- TO BE DONE: In the material below, find every line with "index" and pull it out.

- INPUT DATA:
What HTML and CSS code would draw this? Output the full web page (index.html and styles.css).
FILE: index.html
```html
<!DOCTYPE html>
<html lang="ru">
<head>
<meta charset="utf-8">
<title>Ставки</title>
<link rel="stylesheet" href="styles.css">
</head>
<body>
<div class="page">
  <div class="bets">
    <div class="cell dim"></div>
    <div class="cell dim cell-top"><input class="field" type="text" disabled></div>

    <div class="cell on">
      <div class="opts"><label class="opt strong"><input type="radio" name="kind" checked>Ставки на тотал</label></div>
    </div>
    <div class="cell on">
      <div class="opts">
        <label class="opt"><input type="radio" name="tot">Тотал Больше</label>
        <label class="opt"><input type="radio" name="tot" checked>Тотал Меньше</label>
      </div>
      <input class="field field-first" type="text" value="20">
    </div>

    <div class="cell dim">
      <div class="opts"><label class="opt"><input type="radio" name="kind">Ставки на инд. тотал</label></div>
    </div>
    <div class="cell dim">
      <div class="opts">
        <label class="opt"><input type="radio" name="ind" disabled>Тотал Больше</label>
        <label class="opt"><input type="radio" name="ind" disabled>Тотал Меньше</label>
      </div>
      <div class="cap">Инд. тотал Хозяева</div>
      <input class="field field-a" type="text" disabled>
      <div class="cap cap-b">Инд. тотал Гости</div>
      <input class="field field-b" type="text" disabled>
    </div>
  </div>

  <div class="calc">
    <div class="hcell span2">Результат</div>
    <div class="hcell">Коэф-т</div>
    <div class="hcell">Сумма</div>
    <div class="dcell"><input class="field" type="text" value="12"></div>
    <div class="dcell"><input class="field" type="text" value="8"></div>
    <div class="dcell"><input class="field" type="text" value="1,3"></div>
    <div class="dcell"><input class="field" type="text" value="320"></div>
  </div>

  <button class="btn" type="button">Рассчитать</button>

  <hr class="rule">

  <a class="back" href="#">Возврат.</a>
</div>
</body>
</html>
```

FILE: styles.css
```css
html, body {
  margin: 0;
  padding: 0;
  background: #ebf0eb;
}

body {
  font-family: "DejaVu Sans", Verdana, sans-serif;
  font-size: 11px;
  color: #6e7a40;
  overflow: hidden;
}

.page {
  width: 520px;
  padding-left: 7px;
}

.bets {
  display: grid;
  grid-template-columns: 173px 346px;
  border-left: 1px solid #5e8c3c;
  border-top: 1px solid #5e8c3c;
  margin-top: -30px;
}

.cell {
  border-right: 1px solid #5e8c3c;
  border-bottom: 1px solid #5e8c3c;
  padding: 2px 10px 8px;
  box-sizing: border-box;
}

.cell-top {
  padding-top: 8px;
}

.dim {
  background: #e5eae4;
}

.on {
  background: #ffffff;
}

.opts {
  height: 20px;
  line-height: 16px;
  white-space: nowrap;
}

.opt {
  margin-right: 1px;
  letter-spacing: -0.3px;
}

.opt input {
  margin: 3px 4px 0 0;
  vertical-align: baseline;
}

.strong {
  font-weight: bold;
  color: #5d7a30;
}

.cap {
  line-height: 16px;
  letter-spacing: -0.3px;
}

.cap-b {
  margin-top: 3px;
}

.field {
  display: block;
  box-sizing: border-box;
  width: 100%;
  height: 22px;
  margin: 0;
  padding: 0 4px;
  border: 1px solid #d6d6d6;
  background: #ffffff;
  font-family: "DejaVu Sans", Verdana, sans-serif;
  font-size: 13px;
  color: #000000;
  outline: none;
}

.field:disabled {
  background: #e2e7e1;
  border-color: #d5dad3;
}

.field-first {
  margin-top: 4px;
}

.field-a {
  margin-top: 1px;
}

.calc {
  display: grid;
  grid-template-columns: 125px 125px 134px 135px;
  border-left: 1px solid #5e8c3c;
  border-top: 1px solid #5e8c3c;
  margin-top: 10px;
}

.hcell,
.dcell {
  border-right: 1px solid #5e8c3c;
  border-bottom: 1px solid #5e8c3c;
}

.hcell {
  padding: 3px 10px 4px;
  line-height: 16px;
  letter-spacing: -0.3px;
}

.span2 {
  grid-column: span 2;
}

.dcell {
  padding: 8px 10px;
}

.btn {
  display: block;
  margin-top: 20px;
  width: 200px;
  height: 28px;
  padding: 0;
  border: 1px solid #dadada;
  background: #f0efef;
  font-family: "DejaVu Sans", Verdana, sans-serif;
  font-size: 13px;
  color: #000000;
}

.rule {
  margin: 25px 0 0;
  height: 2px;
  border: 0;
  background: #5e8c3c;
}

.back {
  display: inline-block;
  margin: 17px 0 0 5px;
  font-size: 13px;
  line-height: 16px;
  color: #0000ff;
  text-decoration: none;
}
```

...

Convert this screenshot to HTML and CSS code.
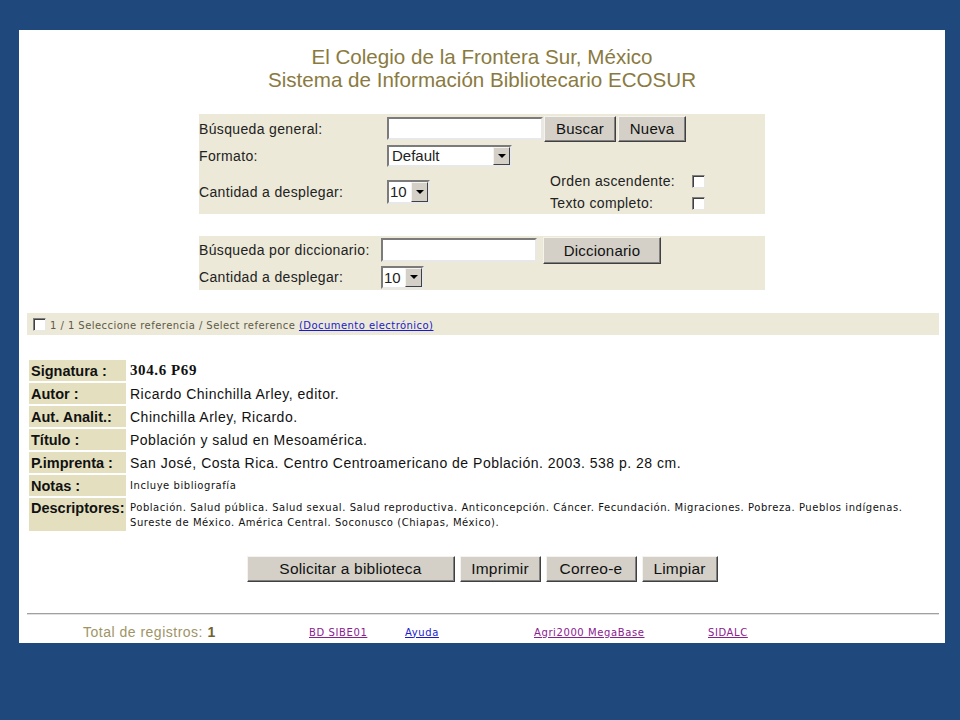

...

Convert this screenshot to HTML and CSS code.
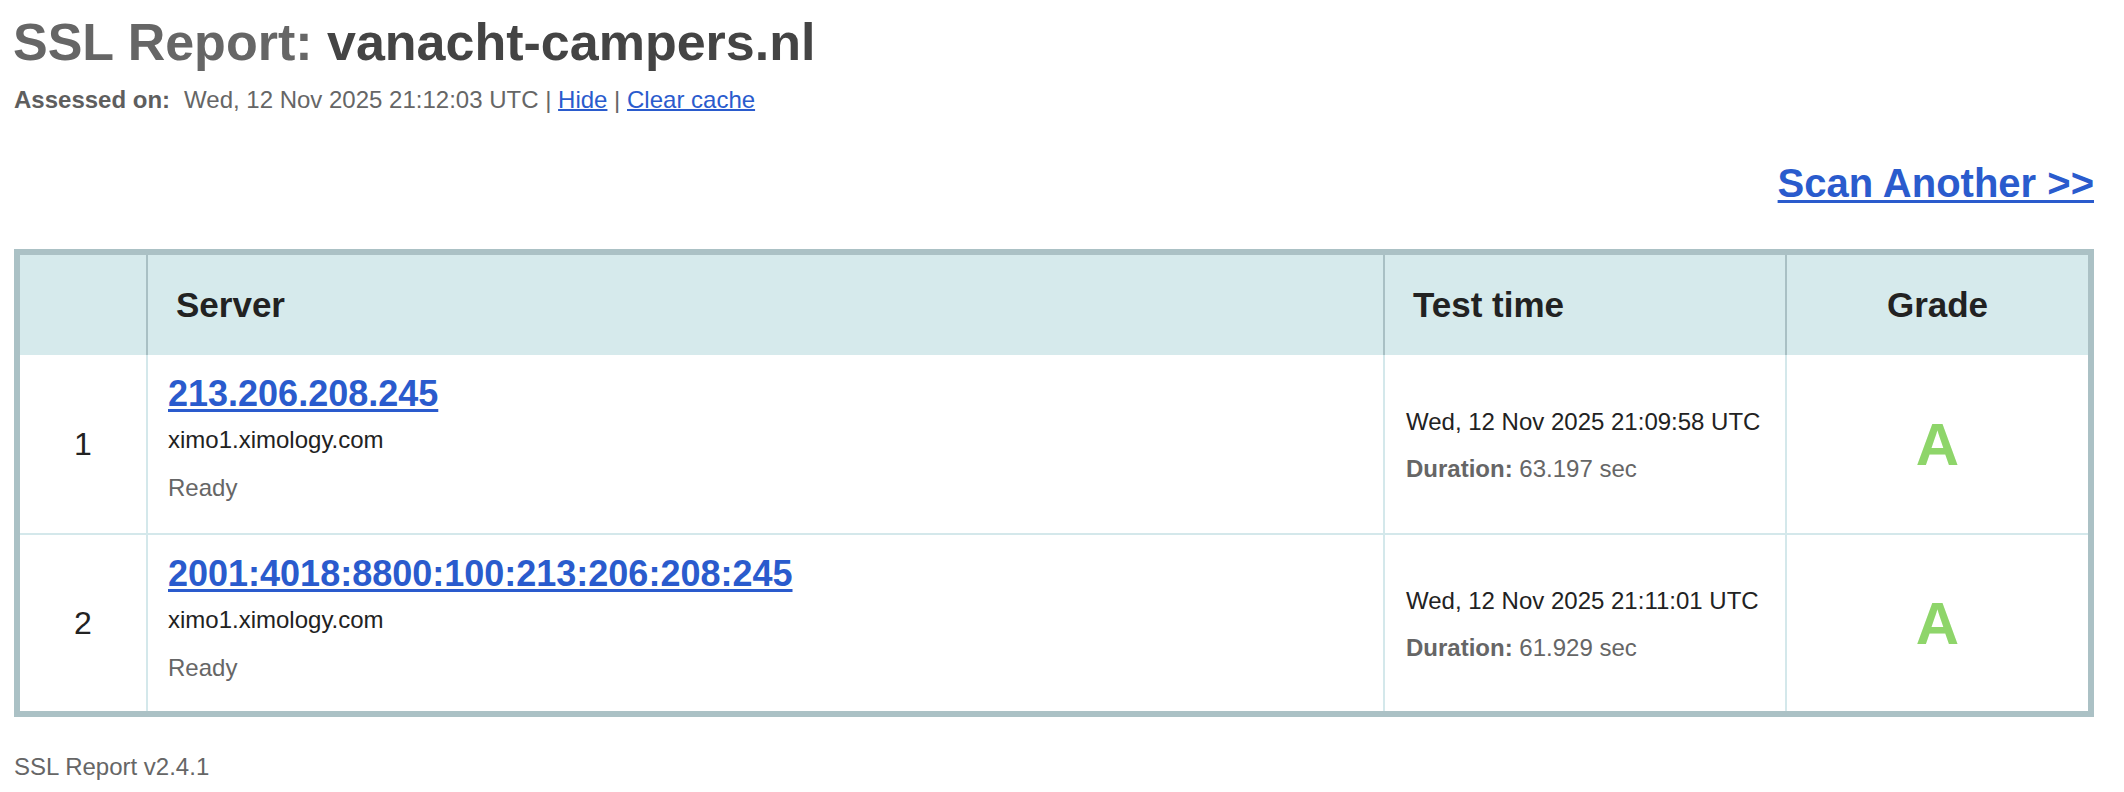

- RESPONSE:
What HTML and CSS code would draw this? Output the full web page (index.html and styles.css).
FILE: index.html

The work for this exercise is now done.